Leave out all pictures and return, exactly as written, the lines from the line containing "Give me the" to the line containing "MdBatteryFull, MdBluetooth, MdSettings", both ends kept.

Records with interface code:

════════

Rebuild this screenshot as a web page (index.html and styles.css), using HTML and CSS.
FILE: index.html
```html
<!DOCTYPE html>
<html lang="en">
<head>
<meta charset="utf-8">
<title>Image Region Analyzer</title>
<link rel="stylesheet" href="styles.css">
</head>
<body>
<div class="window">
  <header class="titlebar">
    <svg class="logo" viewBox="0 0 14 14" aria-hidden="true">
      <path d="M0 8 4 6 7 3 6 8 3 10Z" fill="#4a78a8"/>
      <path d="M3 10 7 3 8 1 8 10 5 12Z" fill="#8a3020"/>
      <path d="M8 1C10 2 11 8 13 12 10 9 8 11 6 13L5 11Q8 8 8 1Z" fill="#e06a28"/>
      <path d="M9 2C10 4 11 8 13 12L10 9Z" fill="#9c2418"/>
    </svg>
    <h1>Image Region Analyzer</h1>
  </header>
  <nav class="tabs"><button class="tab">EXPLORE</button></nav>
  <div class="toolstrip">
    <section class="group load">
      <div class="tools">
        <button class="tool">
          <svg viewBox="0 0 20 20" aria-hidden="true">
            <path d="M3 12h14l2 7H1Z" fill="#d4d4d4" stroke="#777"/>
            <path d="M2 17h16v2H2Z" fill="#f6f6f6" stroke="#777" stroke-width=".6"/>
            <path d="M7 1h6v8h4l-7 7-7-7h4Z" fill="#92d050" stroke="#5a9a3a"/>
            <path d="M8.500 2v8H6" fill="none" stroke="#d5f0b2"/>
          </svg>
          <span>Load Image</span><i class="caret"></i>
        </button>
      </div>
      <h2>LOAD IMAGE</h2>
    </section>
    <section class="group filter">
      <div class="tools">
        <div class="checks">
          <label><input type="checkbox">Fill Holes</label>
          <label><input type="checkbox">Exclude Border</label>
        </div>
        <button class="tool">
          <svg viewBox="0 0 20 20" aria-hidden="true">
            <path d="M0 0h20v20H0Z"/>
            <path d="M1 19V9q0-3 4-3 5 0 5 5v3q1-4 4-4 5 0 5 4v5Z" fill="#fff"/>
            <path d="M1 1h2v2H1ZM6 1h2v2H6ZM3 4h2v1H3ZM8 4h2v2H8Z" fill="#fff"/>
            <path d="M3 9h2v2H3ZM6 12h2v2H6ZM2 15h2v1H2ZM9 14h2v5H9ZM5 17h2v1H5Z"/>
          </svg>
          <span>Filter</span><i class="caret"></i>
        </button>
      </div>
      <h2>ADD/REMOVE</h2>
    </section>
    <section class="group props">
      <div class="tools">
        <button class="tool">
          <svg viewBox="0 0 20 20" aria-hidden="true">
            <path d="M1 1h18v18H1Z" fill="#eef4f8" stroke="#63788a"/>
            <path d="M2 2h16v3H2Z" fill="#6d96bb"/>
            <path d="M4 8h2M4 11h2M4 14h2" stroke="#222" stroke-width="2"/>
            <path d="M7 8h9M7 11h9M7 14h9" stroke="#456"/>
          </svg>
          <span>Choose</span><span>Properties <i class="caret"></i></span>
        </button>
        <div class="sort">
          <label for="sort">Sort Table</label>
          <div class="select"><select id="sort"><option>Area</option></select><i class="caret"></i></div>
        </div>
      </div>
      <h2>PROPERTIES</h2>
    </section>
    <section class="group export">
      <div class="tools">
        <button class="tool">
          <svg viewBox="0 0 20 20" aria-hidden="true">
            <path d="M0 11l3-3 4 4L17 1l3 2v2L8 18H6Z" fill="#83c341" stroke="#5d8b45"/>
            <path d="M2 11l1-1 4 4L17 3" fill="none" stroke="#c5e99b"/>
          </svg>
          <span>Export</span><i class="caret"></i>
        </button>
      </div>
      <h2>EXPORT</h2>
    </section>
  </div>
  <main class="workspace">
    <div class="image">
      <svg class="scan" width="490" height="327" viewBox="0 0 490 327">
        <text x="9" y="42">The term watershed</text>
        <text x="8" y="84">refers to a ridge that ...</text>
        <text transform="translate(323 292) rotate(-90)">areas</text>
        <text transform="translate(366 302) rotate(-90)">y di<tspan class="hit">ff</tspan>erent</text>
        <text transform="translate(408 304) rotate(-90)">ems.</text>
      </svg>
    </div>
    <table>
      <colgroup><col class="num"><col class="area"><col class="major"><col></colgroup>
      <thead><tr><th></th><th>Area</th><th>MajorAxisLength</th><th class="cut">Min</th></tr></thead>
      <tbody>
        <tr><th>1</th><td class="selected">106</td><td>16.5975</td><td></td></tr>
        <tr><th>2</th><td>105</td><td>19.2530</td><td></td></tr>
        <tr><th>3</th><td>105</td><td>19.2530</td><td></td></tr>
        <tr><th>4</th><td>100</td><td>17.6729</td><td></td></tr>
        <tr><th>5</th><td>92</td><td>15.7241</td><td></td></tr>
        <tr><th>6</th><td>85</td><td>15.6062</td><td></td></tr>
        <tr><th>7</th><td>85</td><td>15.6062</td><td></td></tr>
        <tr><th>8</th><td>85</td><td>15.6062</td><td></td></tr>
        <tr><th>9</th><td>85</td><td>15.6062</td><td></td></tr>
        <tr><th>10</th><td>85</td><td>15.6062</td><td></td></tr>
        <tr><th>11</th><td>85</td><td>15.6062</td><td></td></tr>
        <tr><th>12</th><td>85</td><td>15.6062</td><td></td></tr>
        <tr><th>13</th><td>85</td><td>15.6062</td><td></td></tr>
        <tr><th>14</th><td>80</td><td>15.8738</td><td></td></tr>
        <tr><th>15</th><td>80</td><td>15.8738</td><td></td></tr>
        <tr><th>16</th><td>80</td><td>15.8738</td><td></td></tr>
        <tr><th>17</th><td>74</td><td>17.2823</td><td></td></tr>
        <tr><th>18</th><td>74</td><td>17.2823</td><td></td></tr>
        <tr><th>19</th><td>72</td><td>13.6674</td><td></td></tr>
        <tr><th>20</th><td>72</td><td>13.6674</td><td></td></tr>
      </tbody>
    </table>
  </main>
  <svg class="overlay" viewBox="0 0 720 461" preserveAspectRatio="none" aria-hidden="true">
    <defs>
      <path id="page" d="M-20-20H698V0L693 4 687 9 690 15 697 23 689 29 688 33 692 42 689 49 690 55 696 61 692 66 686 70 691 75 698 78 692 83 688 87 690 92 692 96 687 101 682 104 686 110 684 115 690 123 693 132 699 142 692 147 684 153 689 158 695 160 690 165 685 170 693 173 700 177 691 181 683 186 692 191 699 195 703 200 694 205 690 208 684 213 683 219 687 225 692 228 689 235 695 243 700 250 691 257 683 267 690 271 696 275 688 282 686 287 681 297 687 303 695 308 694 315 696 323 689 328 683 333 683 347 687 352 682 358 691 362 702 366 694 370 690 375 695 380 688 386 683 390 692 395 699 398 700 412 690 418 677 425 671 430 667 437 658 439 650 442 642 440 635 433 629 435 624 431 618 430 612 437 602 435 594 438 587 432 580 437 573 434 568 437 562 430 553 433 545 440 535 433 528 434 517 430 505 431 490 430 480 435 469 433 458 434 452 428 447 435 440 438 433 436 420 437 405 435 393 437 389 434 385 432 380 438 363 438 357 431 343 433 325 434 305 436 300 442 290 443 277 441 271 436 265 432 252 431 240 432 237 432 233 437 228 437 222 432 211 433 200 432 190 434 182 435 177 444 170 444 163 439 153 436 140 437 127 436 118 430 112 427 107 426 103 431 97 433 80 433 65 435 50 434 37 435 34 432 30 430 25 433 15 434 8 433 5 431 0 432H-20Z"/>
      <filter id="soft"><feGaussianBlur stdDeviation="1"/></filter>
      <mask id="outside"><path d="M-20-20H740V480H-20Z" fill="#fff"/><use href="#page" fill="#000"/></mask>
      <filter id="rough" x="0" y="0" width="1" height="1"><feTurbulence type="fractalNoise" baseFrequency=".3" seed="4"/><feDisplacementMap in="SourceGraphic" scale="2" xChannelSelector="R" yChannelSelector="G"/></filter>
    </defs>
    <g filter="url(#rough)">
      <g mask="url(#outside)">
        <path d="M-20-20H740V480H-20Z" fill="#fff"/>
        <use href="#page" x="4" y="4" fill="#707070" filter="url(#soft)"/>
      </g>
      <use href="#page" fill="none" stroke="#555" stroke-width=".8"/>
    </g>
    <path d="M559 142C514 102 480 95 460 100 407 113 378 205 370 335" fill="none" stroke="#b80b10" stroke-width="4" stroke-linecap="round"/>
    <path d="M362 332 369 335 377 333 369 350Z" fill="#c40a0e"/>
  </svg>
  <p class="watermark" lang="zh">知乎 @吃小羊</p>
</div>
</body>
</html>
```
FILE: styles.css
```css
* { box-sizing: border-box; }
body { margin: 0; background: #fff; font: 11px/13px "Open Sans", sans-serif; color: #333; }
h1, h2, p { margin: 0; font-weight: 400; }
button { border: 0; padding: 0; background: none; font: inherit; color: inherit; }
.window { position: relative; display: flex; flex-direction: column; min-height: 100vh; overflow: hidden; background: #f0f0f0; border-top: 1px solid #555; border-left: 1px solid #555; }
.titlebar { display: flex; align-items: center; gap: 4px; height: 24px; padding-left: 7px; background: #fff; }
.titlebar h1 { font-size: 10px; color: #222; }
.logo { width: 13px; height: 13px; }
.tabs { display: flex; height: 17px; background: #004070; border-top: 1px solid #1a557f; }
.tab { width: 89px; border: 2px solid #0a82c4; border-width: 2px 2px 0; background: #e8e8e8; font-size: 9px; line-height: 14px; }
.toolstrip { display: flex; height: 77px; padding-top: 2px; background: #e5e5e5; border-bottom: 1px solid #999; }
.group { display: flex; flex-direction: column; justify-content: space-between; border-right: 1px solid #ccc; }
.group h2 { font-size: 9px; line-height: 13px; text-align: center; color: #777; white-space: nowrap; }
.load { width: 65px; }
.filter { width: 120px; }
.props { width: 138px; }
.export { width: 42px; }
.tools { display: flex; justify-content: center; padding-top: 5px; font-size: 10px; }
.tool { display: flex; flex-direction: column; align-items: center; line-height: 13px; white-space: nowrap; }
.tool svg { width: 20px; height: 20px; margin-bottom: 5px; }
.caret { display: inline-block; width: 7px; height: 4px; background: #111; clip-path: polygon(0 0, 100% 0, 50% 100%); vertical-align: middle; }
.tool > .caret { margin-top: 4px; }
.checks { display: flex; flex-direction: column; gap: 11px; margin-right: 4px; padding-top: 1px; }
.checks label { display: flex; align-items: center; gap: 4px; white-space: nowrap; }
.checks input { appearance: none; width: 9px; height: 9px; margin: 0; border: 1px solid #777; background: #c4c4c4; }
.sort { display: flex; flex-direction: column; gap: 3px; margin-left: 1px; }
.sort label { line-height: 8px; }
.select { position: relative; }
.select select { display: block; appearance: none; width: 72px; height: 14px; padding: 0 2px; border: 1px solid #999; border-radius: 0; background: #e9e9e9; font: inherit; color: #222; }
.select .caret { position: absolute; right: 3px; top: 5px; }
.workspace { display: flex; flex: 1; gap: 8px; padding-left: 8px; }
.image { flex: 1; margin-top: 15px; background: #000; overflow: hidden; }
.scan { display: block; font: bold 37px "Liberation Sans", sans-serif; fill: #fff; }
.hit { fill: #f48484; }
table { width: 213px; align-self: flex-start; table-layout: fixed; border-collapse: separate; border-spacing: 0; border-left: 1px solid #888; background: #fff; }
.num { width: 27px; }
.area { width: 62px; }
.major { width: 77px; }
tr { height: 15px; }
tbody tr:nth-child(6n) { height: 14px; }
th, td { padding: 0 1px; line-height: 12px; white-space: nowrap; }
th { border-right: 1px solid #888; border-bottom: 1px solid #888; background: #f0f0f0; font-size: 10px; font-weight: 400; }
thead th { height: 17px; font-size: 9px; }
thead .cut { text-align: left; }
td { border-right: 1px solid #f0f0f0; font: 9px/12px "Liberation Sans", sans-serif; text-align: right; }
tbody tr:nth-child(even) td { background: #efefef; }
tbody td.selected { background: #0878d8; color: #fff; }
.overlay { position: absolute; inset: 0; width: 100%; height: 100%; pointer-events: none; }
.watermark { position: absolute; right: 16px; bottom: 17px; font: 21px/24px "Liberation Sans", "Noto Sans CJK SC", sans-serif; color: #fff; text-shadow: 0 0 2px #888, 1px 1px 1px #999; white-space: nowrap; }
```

════════

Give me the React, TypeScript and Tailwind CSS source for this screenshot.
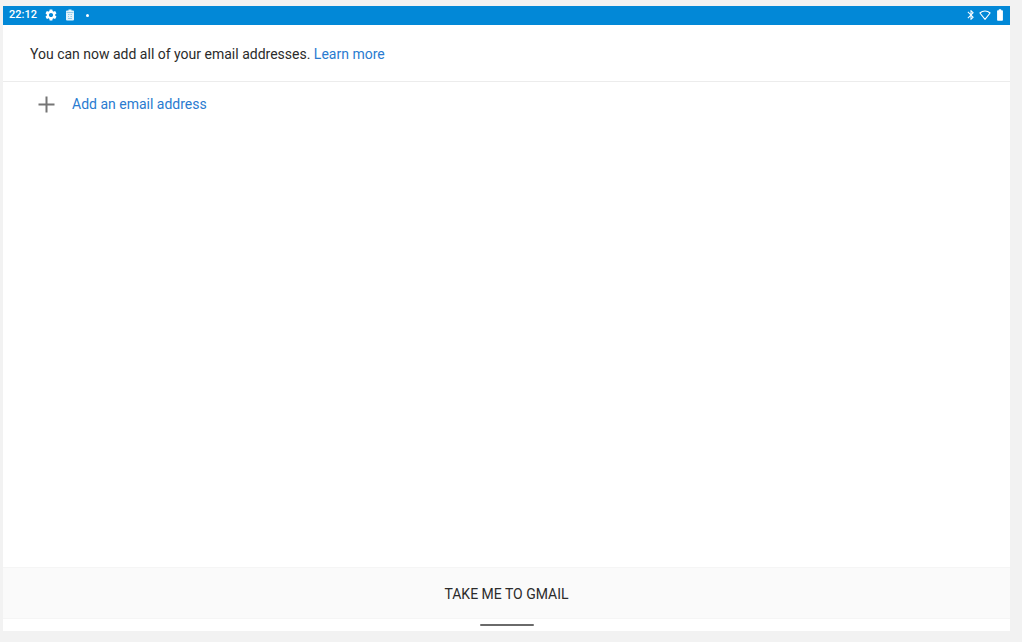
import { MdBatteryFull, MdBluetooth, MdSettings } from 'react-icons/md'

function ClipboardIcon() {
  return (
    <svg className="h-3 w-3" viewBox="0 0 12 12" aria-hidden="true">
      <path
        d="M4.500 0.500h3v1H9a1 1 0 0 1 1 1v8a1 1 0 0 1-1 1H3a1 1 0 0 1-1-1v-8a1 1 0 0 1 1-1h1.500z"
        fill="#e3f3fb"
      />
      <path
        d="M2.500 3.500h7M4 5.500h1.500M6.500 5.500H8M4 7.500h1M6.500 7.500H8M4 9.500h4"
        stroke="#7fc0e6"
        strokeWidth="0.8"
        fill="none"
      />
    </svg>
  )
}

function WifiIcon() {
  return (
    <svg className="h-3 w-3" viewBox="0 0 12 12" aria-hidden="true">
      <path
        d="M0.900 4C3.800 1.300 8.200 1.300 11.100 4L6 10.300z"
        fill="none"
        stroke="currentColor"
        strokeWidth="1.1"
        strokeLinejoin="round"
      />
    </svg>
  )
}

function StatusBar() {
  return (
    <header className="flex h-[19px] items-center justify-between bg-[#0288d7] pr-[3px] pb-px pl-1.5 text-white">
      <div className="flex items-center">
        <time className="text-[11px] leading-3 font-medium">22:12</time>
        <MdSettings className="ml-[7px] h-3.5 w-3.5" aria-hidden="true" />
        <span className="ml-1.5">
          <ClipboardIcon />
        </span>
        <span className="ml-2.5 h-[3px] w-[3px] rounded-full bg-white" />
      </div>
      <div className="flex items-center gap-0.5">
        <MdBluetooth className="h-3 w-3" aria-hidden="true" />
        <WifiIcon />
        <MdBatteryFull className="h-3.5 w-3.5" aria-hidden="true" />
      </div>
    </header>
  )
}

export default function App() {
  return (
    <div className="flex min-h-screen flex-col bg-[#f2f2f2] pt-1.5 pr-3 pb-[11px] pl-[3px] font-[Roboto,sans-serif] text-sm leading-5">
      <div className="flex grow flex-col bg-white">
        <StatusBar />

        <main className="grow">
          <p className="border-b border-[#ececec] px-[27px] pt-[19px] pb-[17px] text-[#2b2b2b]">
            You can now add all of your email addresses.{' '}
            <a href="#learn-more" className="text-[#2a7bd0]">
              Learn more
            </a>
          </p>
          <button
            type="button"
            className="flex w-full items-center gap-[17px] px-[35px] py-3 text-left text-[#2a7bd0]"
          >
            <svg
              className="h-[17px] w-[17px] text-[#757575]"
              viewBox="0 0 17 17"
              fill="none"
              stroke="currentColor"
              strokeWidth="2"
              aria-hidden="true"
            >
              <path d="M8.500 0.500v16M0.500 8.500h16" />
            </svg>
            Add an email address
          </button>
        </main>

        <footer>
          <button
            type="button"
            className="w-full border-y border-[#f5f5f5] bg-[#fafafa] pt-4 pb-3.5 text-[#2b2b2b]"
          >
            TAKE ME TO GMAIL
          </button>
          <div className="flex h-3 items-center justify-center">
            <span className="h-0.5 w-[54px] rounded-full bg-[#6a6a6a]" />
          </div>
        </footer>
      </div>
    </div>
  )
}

════════

| RESPONSE |
Give me the React, TypeScript and Tailwind CSS source for this screenshot.
import { MdBatteryFull, MdBluetooth, MdSettings } from 'react-icons/md'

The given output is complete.